The paper studies an important problem in LLMs for code, i.e., dynamic updates of LLMs when it comes to library changes. I appreciate the authors’ effort in constructing GitChameleon and performing evaluation and analysis over it. This could be useful for future research.

缺点

One major selling point of the paper is providing unit tests for assessing LLM-generated code. However, I don’t really get why unit tests are important for the domain of library changes. For the types of problems considered in this paper (i.e., Lines 167-176), the compiler or interpreter should already tell if a deprecated library version is used.
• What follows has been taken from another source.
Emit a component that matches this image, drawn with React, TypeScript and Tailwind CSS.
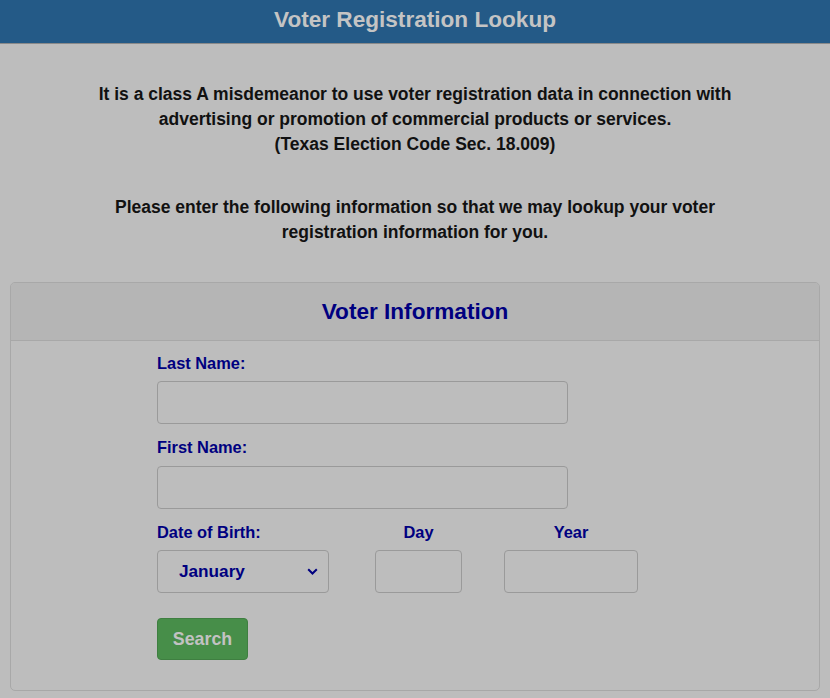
export default function App() {
  return (
    <div className="min-h-[698px] bg-[#bdbdbd] font-['Liberation_Sans',Arial,sans-serif] font-bold">
      <header className="h-[44px] bg-[#245a87] border-b border-[#8a8a8a] flex items-center justify-center">
        <h1 className="text-[22.6px] text-[#c4c4c4] leading-none -mt-[3px]">Voter Registration Lookup</h1>
      </header>

      <div className="pt-[38px] text-center text-[17.5px] leading-[25px] text-[#111]">
        <p>
          It is a class A misdemeanor to use voter registration data in connection with
          <br />
          advertising or promotion of commercial products or services.
          <br />
          (Texas Election Code Sec. 18.009)
        </p>
        <p className="mt-[38px]">
          Please enter the following information so that we may lookup your voter
          <br />
          registration information for you.
        </p>
      </div>

      <section className="mt-[37px] mx-[10px] border border-[#a8a8a8] rounded-[5px] overflow-hidden">
        <div className="h-[58px] bg-[#b5b5b5] border-b border-[#a8a8a8] flex items-center justify-center">
          <h2 className="text-[22.6px] text-[#000080] leading-none pt-[2px]">Voter Information</h2>
        </div>

        <div className="pl-[146px] pt-[12px] pb-[30px] text-[#000080]">
          <label className="block text-[16.4px] leading-[20px]">Last Name:</label>
          <input className="mt-[8px] block w-[411px] h-[43px] border border-[#9a9a9a] rounded-[4px] bg-transparent" />

          <label className="block mt-[13px] text-[16.4px] leading-[20px]">First Name:</label>
          <input className="mt-[9px] block w-[411px] h-[43px] border border-[#9a9a9a] rounded-[4px] bg-transparent" />

          <div className="mt-[13px] flex items-end">
            <div className="w-[172px]">
              <label className="block text-[16.4px] leading-[20px]">Date of Birth:</label>
              <div className="mt-[8px] h-[43px] border border-[#9a9a9a] rounded-[4px] flex items-center justify-between pl-[21px] pr-[10px]">
                <span className="text-[17.2px]">January</span>
                <svg width="11" height="7" viewBox="0 0 11 7" fill="none">
                  <path d="M1.2 1.2 L5.5 5.5 L9.8 1.2" stroke="#000080" strokeWidth="2" />
                </svg>
              </div>
            </div>
            <div className="ml-[46px] w-[87px] text-center">
              <label className="block text-[16.4px] leading-[20px]">Day</label>
              <input className="mt-[8px] block w-[87px] h-[43px] border border-[#9a9a9a] rounded-[4px] bg-transparent" />
            </div>
            <div className="ml-[42px] w-[134px] text-center">
              <label className="block text-[16.4px] leading-[20px]">Year</label>
              <input className="mt-[8px] block w-[134px] h-[43px] border border-[#9a9a9a] rounded-[4px] bg-transparent" />
            </div>
          </div>

          <button className="mt-[25px] w-[91px] h-[42px] bg-[#478e49] border border-[#3f7f41] rounded-[4px] text-[17.8px] text-[#c2c2c2]">
            Search
          </button>
        </div>
      </section>
    </div>
  );
}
Moreover, when the generated code passes the compiler or interpreter, do you ensure that the LLM actually uses the target API? The LLM could use some other features of the library to implement the same functionality. The LLM could also make errors on parts not concerning the target API.
The dataset construction is a manual process. While I appreciate such an effort, this unfortunately results in manual bias and a relatively small size of data samples. For example, GitChameleon only covers 116 problems in Python libraries related to machine learning. This could threaten the validity of the results.
The paper only provides an evaluation, without studying or discussing how to address the issue of LLMs in library updates. This is a relatively thin contribution, especially given that there are already a few benchmarks in the same domain as cited by the paper.

问题

I also have a few smaller questions:

Line 177: How many samples fall under the Argument or Attribute and Function Name change categories exactly?
Line 322: Why is performance better in 2023 than 2022?
Line 430: Figure 3.4 should be Figure 5.
Line 495: Wang et al. is not properly linked to the reference.

审稿意见

评分: 3置信度: 52024-11-11

The paper argues that LLMs are extensively used as virtual coding assistants but frequently fail to generate accurate version-specific code amidst the fast-evolving software landscape. To address this, the paper presents GitChameleon, a new benchmark that assesses and enhances LLMs' ability to produce executable, version-tailored code. This benchmark highlights existing models' limitations and offers a pathway to improve their effectiveness in dynamic coding environments.

优点

The paper underscores the need for LLMs to keep up with rapidly changing libraries, enhancing the practicality of code generation tools. Thus, GitChameleon focuses on version-specific code to evaluate model limitations and suggest improvements in LLM development.
A new benchmark specifically targeting version-specific code generation. The benchmark assesses models based on real execution of version-conditioned prompts, providing a systematic and practical measure of model performance.

缺点

The benchmark assesses model performance on only a few hundred examples, which may not fully capture the diversity and complexity of real-world codebases.
Expanding GitChameleon as the modes evolve will be non-trivial. The benchmark will soon be saturated. Also, to cover more libraries and languages may be difficult.
While GitChameleon addresses an important gap, the benchmark and related evaluation seems to be an incremental improvement.

问题

How are you planning to keep the benchmark up-to-date as the APIs and the models will evolve?

撤稿通知

2024-11-20

I have read and agree with the venue's withdrawal policy on behalf of myself and my co-authors.